Higher education insiders say undergraduate enrollment likely peaked this spring, as colleges prepare for a long-term slide in applications driven by declining birth rates.
The National Student Clearinghouse Research Center counted 15.5 million undergraduate students enrolled during the recent spring semester. That’s up 1.3% from a year earlier.
A 10.2% surge of 86,000 more students enrolled in short-term certificates led the increase in undergrad headcount. That was followed by a 1.3% jump of 59,000 more students enrolled in two-year associate degrees and a 1% increase of 85,000 more students in four-year bachelor’s degree programs.
At the same time, the Virginia-based nonprofit found that graduate enrollment dipped by 4,000 students to 3.1 million.
Declines also occurred in international graduate and computer sciences programs, reflecting the Trump administration’s immigration restrictions and hesitation about artificial intelligence reshaping technology jobs.
“The momentum we continue to see in undergraduate enrollment — particularly in certificate programs — does not extend to graduate programs,” said Matthew Holsapple, the clearinghouse’s senior research director.
The clearinghouse noted that programs tied to strong markets for healthcare and engineering jobs led undergraduate enrollment growth.
Higher education leaders braced for a “demographic cliff” this spring, as a years-long decline in U.S. births since 2008 drove a 15% drop in potential college applicants.
The nonprofit Western Interstate Commission for Higher Education projects that U.S. high school graduation numbers will fall steadily from a record 3.9 million students in 2025 to under 3.4 million in 2041.
That’s an abrupt turnaround from decades of growth that fueled college expansions.
Several academic insiders said Monday that the clearinghouse report confirms traditional college enrollment has likely reached its historic peak. They noted that a changing job market has redirected applicants from costly four-year degrees to cheaper skilled-trade credentials, further weakening the financial base of residential campuses.
“We’re going to see a scaling-back of higher education programs,” said Peter Wood, president of the conservative National Association of Scholars and a former associate provost at private Boston University. “Short-term credentials create the illusion that higher education will get past the cliff, but it’s unwise to think they represent any saving grace for the academy.”
Some experts predicted that more 18-year-old high school graduates unable to afford rising tuition costs will apply only to top-tier colleges and wait to start short-term trade programs if they do not get into them.
John Morganelli, a former Cornell University admissions director, said that second-tier public colleges and private liberal arts schools will suffer the most from the trend.
“The tuition-dependent middle gets hollowed out,” said Mr. Morganelli, head of college admissions at Ivy Tutors Network. “The cliff is real.’
Wayne Kruger, associate vice president of financial assistance services at St. Petersburg College, a community and state college in Florida, countered that colleges embracing vocational programs will still see enrollment increases “for the near future.”

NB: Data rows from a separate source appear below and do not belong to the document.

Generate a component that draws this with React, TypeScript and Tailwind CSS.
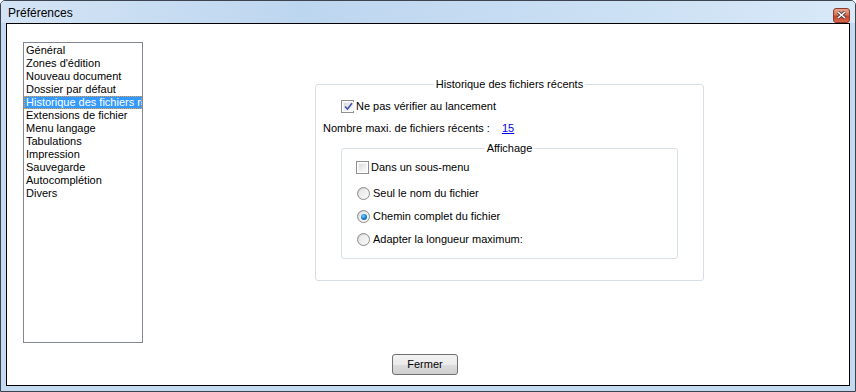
const items = [
  "Général",
  "Zones d'édition",
  "Nouveau document",
  "Dossier par défaut",
  "Historique des fichiers récents",
  "Extensions de fichier",
  "Menu langage",
  "Tabulations",
  "Impression",
  "Sauvegarde",
  "Autocomplétion",
  "Divers",
];

function Checkbox({ checked }: { checked?: boolean }) {
  return (
    <span className="w-[13px] h-[13px] border border-[#8e8f8f] bg-white p-[1px] shrink-0 flex">
      <span className="flex-1 bg-gradient-to-br from-[#dcdcdc] to-[#fbfbfb] border border-[#f4f4f4] flex items-center justify-center">
        {checked && (
          <svg width="9" height="9" viewBox="0 0 9 9">
            <path d="M1 4.5 L3.5 7 L8 1.2" fill="none" stroke="#3b55a8" strokeWidth="1.6" />
          </svg>
        )}
      </span>
    </span>
  );
}

function Radio({ checked }: { checked?: boolean }) {
  return (
    <span className="w-[13px] h-[13px] rounded-full border border-[#8c8c8c] bg-gradient-to-br from-[#c9c9c9] via-[#e9e9e9] to-[#ffffff] flex items-center justify-center shrink-0">
      <span className="w-[9px] h-[9px] rounded-full bg-gradient-to-br from-[#e6e6e6] to-[#f8f8f8] flex items-center justify-center">
        {checked && (
          <span className="w-[6px] h-[6px] rounded-full bg-[radial-gradient(circle_at_40%_35%,#7fd0ff_0%,#1c86d8_45%,#0d3e74_100%)]" />
        )}
      </span>
    </span>
  );
}

export default function App() {
  return (
    <div
      className="w-[856px] h-[392px] border border-[#3d4450] rounded-t-[5px] bg-[#c3daf1] flex flex-col text-[11px] text-black overflow-hidden"
      style={{ fontFamily: '"Liberation Sans", Arial, sans-serif' }}
    >
      {/* Title bar */}
      <div className="h-[22px] shrink-0 flex items-center justify-between pl-[7px] pr-[5px] bg-[linear-gradient(to_right,#d4e4f5_0%,#bdd6ef_35%,#c6dcf2_60%,#d8e9f8_100%)]">
        <span className="text-[12px] leading-[14px] pt-[1px]">Préférences</span>
        <span className="w-[17px] h-[15px] mt-[6px] rounded-[3px] border border-[#8b3b2c] bg-[linear-gradient(to_bottom,#eba48f_0%,#d8735a_45%,#c4432b_55%,#d9674a_100%)] flex items-center justify-center">
          <svg width="9" height="8" viewBox="0 0 9 8">
            <path d="M1 1 L8 7 M8 1 L1 7" stroke="#3a3a3a" strokeWidth="3" />
            <path d="M1 1 L8 7 M8 1 L1 7" stroke="#ffffff" strokeWidth="1.6" />
          </svg>
        </span>
      </div>

      {/* Client area */}
      <div className="flex-1 px-[5px] pb-[5px]">
        <div className="w-full h-full border border-black bg-white flex flex-col">
          <div className="flex pl-[16px] pt-[18px]">
            {/* List */}
            <div className="w-[120px] h-[301px] border border-[#828790] pt-[1px] overflow-hidden">
              {items.map((it, i) => (
                <div
                  key={it}
                  className={
                    i === 4
                      ? "h-[13px] leading-[11px] whitespace-nowrap bg-[#3399ff] text-white border border-dotted border-[#f0a040] pl-[1px]"
                      : "h-[13px] leading-[13px] whitespace-nowrap pl-[2px]"
                  }
                >
                  {it}
                </div>
              ))}
            </div>

            {/* Group */}
            <fieldset className="ml-[172px] mt-[36px] w-[389px] h-[203px] border border-[#d5dfe5] rounded-[3px] px-0">
              <legend align="center" className="mx-auto px-[2px] leading-[13px]">
                Historique des fichiers récents
              </legend>
              <label className="flex items-center gap-[2px] mt-[9px] ml-[25px] h-[13px]">
                <Checkbox checked />
                <span className="leading-[13px]">Ne pas vérifier au lancement</span>
              </label>
              <div className="flex items-center mt-[9px] ml-[7px] h-[13px] leading-[13px]">
                <span>Nombre maxi. de fichiers récents :</span>
                <span className="ml-[12px] text-[#0000ee] underline">15</span>
              </div>

              <fieldset className="ml-[25px] mt-[7px] w-[337px] h-[117px] border border-[#d5dfe5] rounded-[3px] px-0">
                <legend align="center" className="mx-auto px-[2px] leading-[13px]">
                  Affichage
                </legend>
                <label className="flex items-center gap-[2px] mt-[6px] ml-[14px] h-[13px]">
                  <Checkbox />
                  <span className="leading-[13px]">Dans un sous-menu</span>
                </label>
                <label className="flex items-center gap-[3px] mt-[13px] ml-[15px] h-[13px]">
                  <Radio />
                  <span className="leading-[13px]">Seul le nom du fichier</span>
                </label>
                <label className="flex items-center gap-[3px] mt-[10px] ml-[15px] h-[13px]">
                  <Radio checked />
                  <span className="leading-[13px]">Chemin complet du fichier</span>
                </label>
                <label className="flex items-center gap-[3px] mt-[10px] ml-[15px] h-[13px]">
                  <Radio />
                  <span className="leading-[13px]">Adapter la longueur maximum:</span>
                </label>
              </fieldset>
            </fieldset>
          </div>

          <div className="pl-[385px] mt-[11px]">
            <button className="w-[66px] h-[21px] rounded-[3px] border border-[#707070] bg-[linear-gradient(to_bottom,#f2f2f2_0%,#ebebeb_50%,#dddddd_50%,#cfcfcf_100%)] text-[11px] leading-[19px] text-center">
              Fermer
            </button>
          </div>
        </div>
      </div>
    </div>
  );
}
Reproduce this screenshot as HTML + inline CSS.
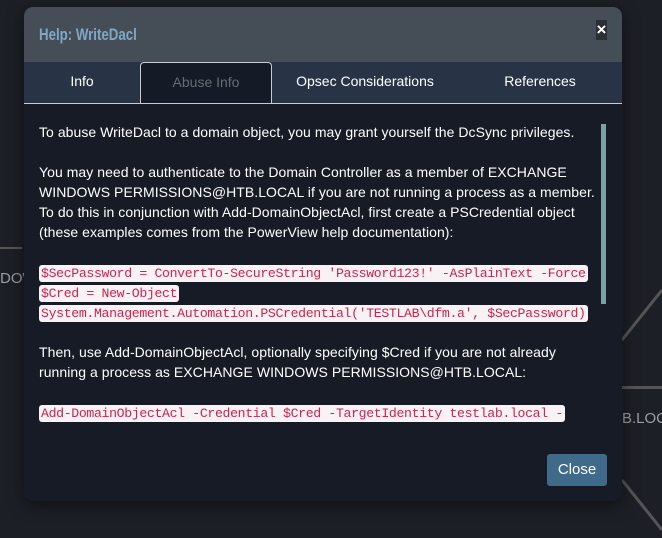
<!DOCTYPE html><html><head><style>
body{margin:0;width:662px;height:538px;background:#1c1f25;position:relative;overflow:hidden;font-family:"Liberation Sans",sans-serif}
.bg{position:absolute;color:#9a9da2;font-size:15px}
.m{position:absolute;left:24px;top:7px;width:598px;height:494px;background:#161b26;border-radius:9px;overflow:hidden;box-shadow:0 4px 16px rgba(0,0,0,.5)}
.h{height:55px;background:#454d57;position:relative}
.h span{position:absolute;left:15px;top:18px;color:#7ea8c4;font-weight:bold;font-size:17px;transform:scaleX(.78);transform-origin:left;white-space:nowrap}
.x{position:absolute;right:15px;top:13px;width:11px;height:20px;background:#2b2e33;color:#fff;font-weight:bold;font-size:17px;line-height:20px;text-align:center}
.t{height:41px;background:#283446;position:relative;border-bottom:1px solid #c8ccd2}
.tab{position:absolute;top:0;height:41px;line-height:38px;text-align:center;color:#fff;font-size:14px}
.act{background:#151b26;border:1px solid #c8ccd2;border-bottom:none;border-radius:4px 4px 0 0;color:#666b73;height:41px;box-sizing:border-box;z-index:2}
.b{position:absolute;left:15px;top:115px;width:565px;color:#fff;font-size:14px;line-height:20px;letter-spacing:.05px}
p{margin:0 0 20px}
.c{height:60px;line-height:20px}
code{font-family:"Liberation Mono",monospace;font-size:13.2px;line-height:14px;color:#c7254e;background:#f9f2f4;padding:1px 2px;border-radius:3px;letter-spacing:-.35px}
.sb{position:absolute;left:577px;top:117px;width:5px;height:180px;background:#7ba0a5}
.btn{position:absolute;left:523px;top:447px;width:60px;height:32px;background:#3f6a89;border-radius:3px;color:#fff;font-size:15px;line-height:32px;text-align:center}
</style></head><body>
<div style="position:absolute;left:0;top:247px;width:22px;height:2px;background:#555"></div>
<div class="bg" style="left:0;top:270px">DOW</div>
<div style="position:absolute;left:622px;top:386px;width:40px;height:3px;background:#555"></div>
<div class="bg" style="left:622px;top:410px">B.LOCAL</div>
<svg style="position:absolute;left:0;top:0" width="662" height="538"><path d="M622 340L662 290M622 480L662 530" stroke="#555" stroke-width="3"/></svg>
<div class="m">
<div class="h"><span>Help: WriteDacl</span><div class="x">×</div></div>
<div class="t">
<div class="tab" style="left:0;width:116px">Info</div>
<div class="tab act" style="left:116px;width:132px">Abuse Info</div>
<div class="tab" style="left:248px;width:186px">Opsec Considerations</div>
<div class="tab" style="left:434px;width:164px">References</div>
</div>
<div class="b">
<p>To abuse WriteDacl to a domain object, you may grant yourself the DcSync privileges.</p>
<p>You may need to authenticate to the Domain Controller as a member of EXCHANGE WINDOWS PERMISSIONS@HTB.LOCAL if you are not running a process as a member.<br>To do this in conjunction with Add-DomainObjectAcl, first create a PSCredential object<br>(these examples comes from the PowerView help documentation):</p>
<p class="c"><code>$SecPassword = ConvertTo-SecureString 'Password123!' -AsPlainText -Force</code><br><code>$Cred = New-Object</code><br><code>System.Management.Automation.PSCredential('TESTLAB\dfm.a', $SecPassword)</code></p>
<p>Then, use Add-DomainObjectAcl, optionally specifying $Cred if you are not already<br>running a process as EXCHANGE WINDOWS PERMISSIONS@HTB.LOCAL:</p>
<p><code>Add-DomainObjectAcl -Credential $Cred -TargetIdentity testlab.local -</code></p>
</div>
<div class="sb"></div>
<div class="btn">Close</div>
</div>
</body></html>
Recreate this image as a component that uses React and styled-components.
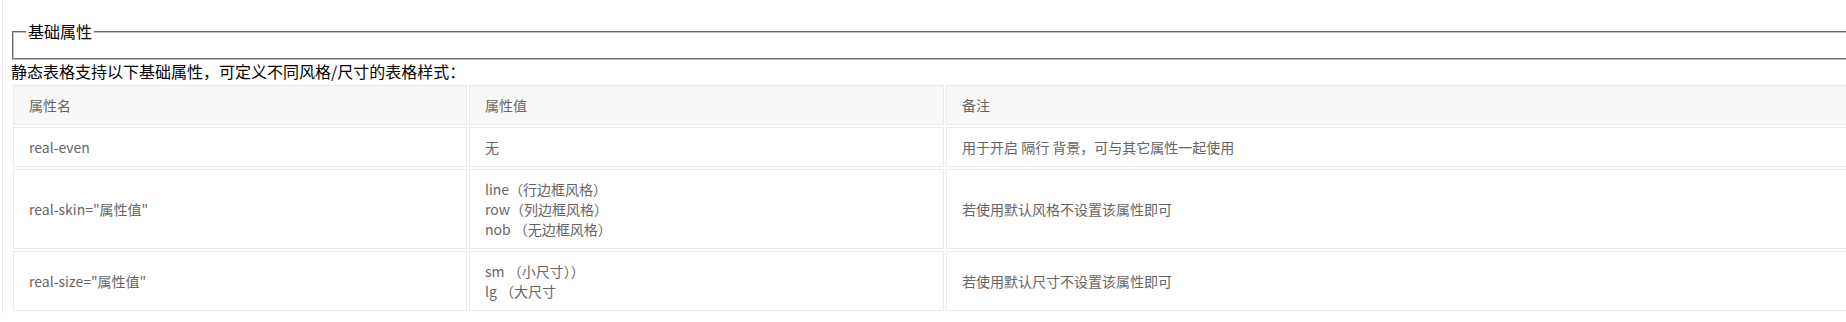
import React from 'react';
import styled, { createGlobalStyle } from 'styled-components';

const GlobalStyle = createGlobalStyle`
   html, body {
      margin: 0;
      padding: 0;
      overflow: hidden;
      background: #fff;
   }
   body {
      font-family: "Noto Sans CJK SC", "Noto Sans", sans-serif;
      font-size: 16px;
      color: #000;
   }
`

const Page = styled.div`
   width: 2100px;
   margin-left: 2px;
   padding-left: 8px;
   border-left: 1px solid #e6e6e6;
   min-height: 322px;
`

const Note = styled.div`
   margin-top: -21px;
   padding-left: 56px;
   line-height: 22px;
   white-space: nowrap;
`

const Block = styled.fieldset`
   margin: 20px 0 0 1px;
   padding: 0.35em 0.75em 0.625em;
   border: 2px groove #c0c0c0;
   min-height: 0;

   legend {
      padding: 0 2px;
      font-size: 16px;
      line-height: 21px;
   }
`

const Intro = styled.p`
   margin: 0;
   line-height: 22px;
   white-space: nowrap;
`

const Table = styled.table`
   width: 2000px;
   margin-top: 1px;
   border-collapse: separate;
   border-spacing: 2px;
   table-layout: fixed;
   color: #666;
   font-size: 14px;
`

const Cell = styled.td`
   box-sizing: border-box;
   width: ${p => p.$w ? `${p.$w}px` : 'auto'};
   padding: 9px 15px;
   line-height: 20px;
   text-align: left;
   font-weight: normal;
   vertical-align: middle;
   border: 1px solid #eaeaea;
   background: ${p => p.$head ? '#f8f8f8' : '#fff'};
`

const rows = [
   { name: 'real-even', value: ['无'], note: '用于开启 隔行 背景，可与其它属性一起使用' },
   {
      name: 'real-skin="属性值"',
      value: ['line（行边框风格）', 'row（列边框风格）', 'nob （无边框风格）'],
      note: '若使用默认风格不设置该属性即可',
   },
   {
      name: 'real-size="属性值"',
      value: ['sm （小尺寸））', 'lg （大尺寸'],
      note: '若使用默认尺寸不设置该属性即可',
   },
];

function App() {
   return (
      <>
         <GlobalStyle />
         <Page>
            <Note>表格的 class 使用 real-table，表示为一个静态表格</Note>
            <Block>
               <legend>基础属性</legend>
            </Block>
            <Intro>静态表格支持以下基础属性，可定义不同风格/尺寸的表格样式：</Intro>
            <Table>
               <thead>
                  <tr>
                     <Cell as="th" $head $w={454}>属性名</Cell>
                     <Cell as="th" $head $w={475}>属性值</Cell>
                     <Cell as="th" $head>备注</Cell>
                  </tr>
               </thead>
               <tbody>
                  {rows.map(row => (
                     <tr key={row.name}>
                        <Cell>{row.name}</Cell>
                        <Cell>
                           {row.value.map((v, i) => (
                              <div key={i}>{v}</div>
                           ))}
                        </Cell>
                        <Cell>{row.note}</Cell>
                     </tr>
                  ))}
               </tbody>
            </Table>
         </Page>
      </>
   )
};

export default App;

“This is mostly based on economic factors,” Mr. Kruger said. “As AI replaces white-collar jobs and the economy continues to struggle, students will look to community colleges [and] state colleges for retraining and career advancement like they did in the .com bubble, the housing crisis, and other economic downturns.”
According to Georgetown University’s Center on Education and the Workforce, nearly a third of annual job openings through 2031 will require credentials but no degree.
Nikolas Grotewold, an adviser at the college admissions tutoring firm Inspira Advantage, said the spring enrollment numbers show that students are shunning traditional academic programs as birth rates fall.
“It won’t be a universal collapse,” Mr. Grotewold said. “More than likely, it will be a redistribution toward community colleges, adult learners, and short-term credentials.”
But others noted that confidence in the value of a degree has declined, adding to downward pressures on enrollment.
Gallup and the nonprofit Lumina Foundation found in a survey released this year that the share of adults expressing “a great deal” or “quite a lot” of confidence in universities dropped from 57% in 2015 to 42% in 2025.
“The public’s trust and confidence in higher education have eroded across demographics,” said Brian Keeter, a senior higher education adviser at the D.C. consulting firm APCO. “The three most cited [factors] are escalating costs, unclear admissions practices, and a bucket of political issues, such as concerns about free speech and what is taught in classrooms.”
Kevin Krebs, CEO of the Illinois-based admissions counseling firm Hello College, said campuses that “adapt to what students are actually looking for” have a better chance of surviving the cliff.
“They’re no longer blindly selecting a school because it’s close, their friends are going or they aren’t sure what to do next,” Mr. Krebs said. “They’re looking more closely at cost, outcomes, and fit, and choosing the path that makes the most sense for them.”